The Psychology of Motivation

Originally published in Website Magazine, Feb. 2012

The post on my Facebook wall from a friend proudly proclaimed, “Congrats KU!.” A few posts later the same day another post from the same friend said, “Walked in to get the shaft replaced on my driver and walked out with 2 new putters, a couple of hats and a towel. Hate when that happens.”

You may not realize it but that kind of thing happens a lot. In fact, people buy more when they are happy. Not only do they buy more, they also socialize more, get out more, exercise more and in the virtual world, surf more. That’s because happiness is one of the subconscious motivations for what we do in the world.

When you want to generate more leads or sales from your business website, understanding motivators like happiness will take you farther than the outstanding offer or big arrow. The reason is that while some of our motivations come from outside forces (like the outstanding offer) the others come from inside. People generally associate motivation with rewards, praise, incentives and self-esteem. And while these are great ideas for external motivators, the majority of our brain works on a subconscious level. The internal motivators are more powerful and can have a greater effect on our actions without our knowledge. These motivations can be broken into 3 general groups: needs, thought processes and emotions.

It’s likely you’ve heard of the needs that motivate, they permeate our very existence. Needs like hunger and thirst are rooted in the subconscious in response to our body’s signals. Needs are defined as those things that are essential to life. So even though you may think you “need” that new iPad, it’s not the same as the need for water. Sex is another basic need which explains the (former) GoDaddy commercials featuring Danika Patrick.

If you want to motivate someone based on needs here are some tips. I would caution, however, that these must be used in context. Putting food on a website for auto repair won’t work no matter how good the food looks.

  • Feature attractive models and people perceived as sexy on the website.
  • Put plenty of photos of food. Restaurants have it made – don’t worry about what the interior of the restaurant looks like, put the food on the front page.
  • Use water in photos. This works well for travel sites, outdoor recreation websites and when selling beverages.

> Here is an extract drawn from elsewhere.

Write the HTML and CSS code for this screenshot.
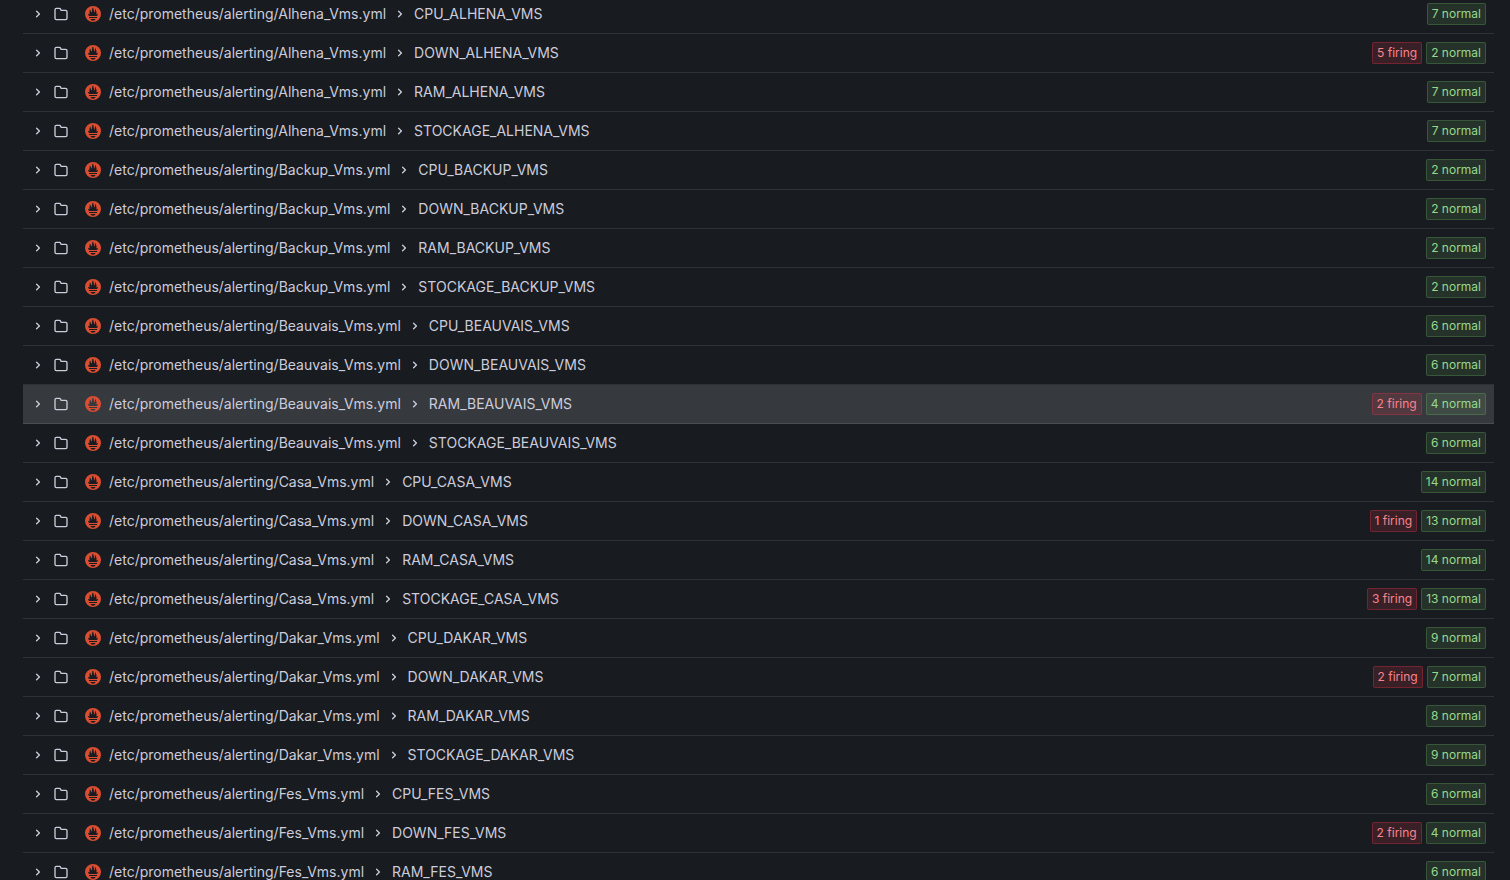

The motivation of our thought processes is based on past experiences and expectations. What has been the previous experience ordering online, what is the expectation during and after the order is placed? You probably would recognize this type of motivation when buying a car or insurance. The stereotypical pushy salesman generally puts people on edge just thinking about the task. Future expectations like having more time or saving money may persuade someone to consider a new piece of technology. But the expectation based on past experience with a product or service failure would lead you to shy away from purchases.

Here are ways to use thought processes to motivate web visitors to take action:

  • Feature reviews. One bad experience can be diminished with positive, objective product or service reviews.
  • Play on the expectation by using benefit statements more than feature lists.
  • Use trust factors like security certificates, business ratings and certifications to put web visitors at ease. By the way, people base first impressions on how the website looks or feels as a basis for trust.

As mentioned, emotions also play a part in the decision making process. We possess a wide range of emotions that effect our daily habits, social interactions and more which energize and direct behavior. Whether it’s the happy shopper in the first example or the frustrated website visitor, there is no way of knowing the emotional state of mind of the prospective customer. Emotions are usually triggered by situations. The exact shade of green on a web page background reminds a web visitor of the hospital walls when a parent passed away thus making them leave the website. This may be an extreme example but it shows how a life experience can transform an otherwise innocuous interaction into a sad feeling.

If you want to give web visitors a good, positive feeling when visiting your website here are some tips to use:

  • Make the website easy to use. We are autonomous beings who get a sense of fulfillment from being able to successfully do things on our own. Having an easy to navigate, useful website decreases frustration which leads to anger.
  • Show photos of happy and laughing people or, if the website is about charity and giving, show the people who benefit. We are wired to be empathetic. Using photos to convey situations triggers our intrinsic empathy and we are drawn in to learn more. It’s also known that photos of pastoral scenes make people feel happy.
  • Watch out for the facial expressions people view or make when visiting the website. If the font size is so small that people have to squint to read it then they are putting their faces in a frowning position which makes them actually frown and become unhappy. If you see an unhappy person in a photo, you tend to empathize and become unhappy yourself.

There are other factors that motivate from inside like the chemical reaction of dopamine in the brain but the main thing to remember is intrinsic motivators are more powerful than incentives and awards. And while I understand the design of most landing pages, they can yet be improved upon by considering the intrinsic motivational factors as described.